Quotient Complex (QC)-Based Machine Learning for 2D Hybrid Perovskite Design

With remarkable stability and exceptional optoelectronic properties, two-dimensional (2D) halide layered perovskites hold immense promise for revolutionizing photovoltaic technology. Effective data representations are key to the success of all learning models. Currently, the lack of comprehensive and accurate material representations has hindered AI-based design and discovery of 2D perovskites, limiting their potential for advanced photovoltaic applications. In this context, this work introduces a novel computational topology framework termed the quotient complex (QC), which serves as the foundation for the material representation. The proposed QC-based features are seamlessly integrated with learning models for the advancement of 2D perovskite design.
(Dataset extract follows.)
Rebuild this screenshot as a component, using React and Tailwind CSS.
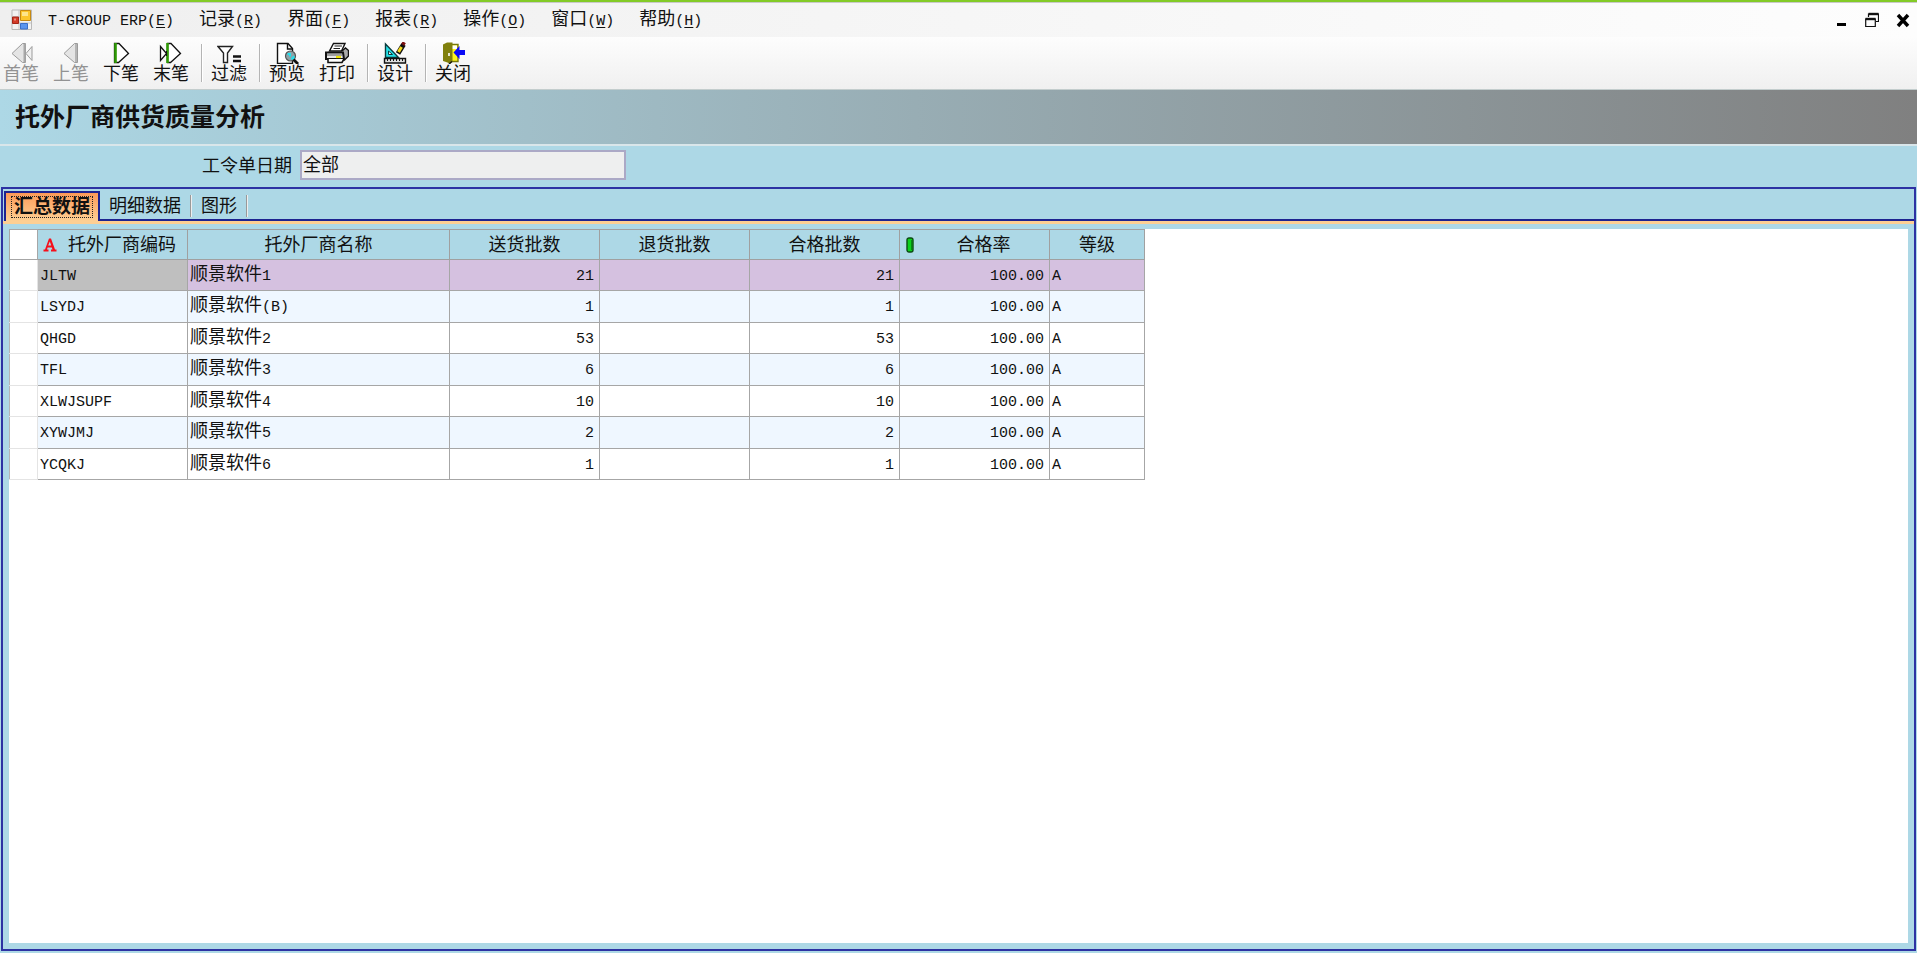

At the heart of this framework lies the quotient complex descriptors (QCDs), representing a quotient variation of simplicial complexes derived from materials' unit cell and periodic boundary conditions. Differing from prior material representations, this approach encodes higher-order interactions and periodicity information simultaneously. Based on the well-established new materials for solar energetics (NMSE) databank, the proposed QC-based machine learning models exhibit superior performance against all existing counterparts. This underscores the paramount role of periodicity information in predicting material functionality, while also showcasing the remarkable efficiency of the QC-based model in characterizing materials' structural attributes.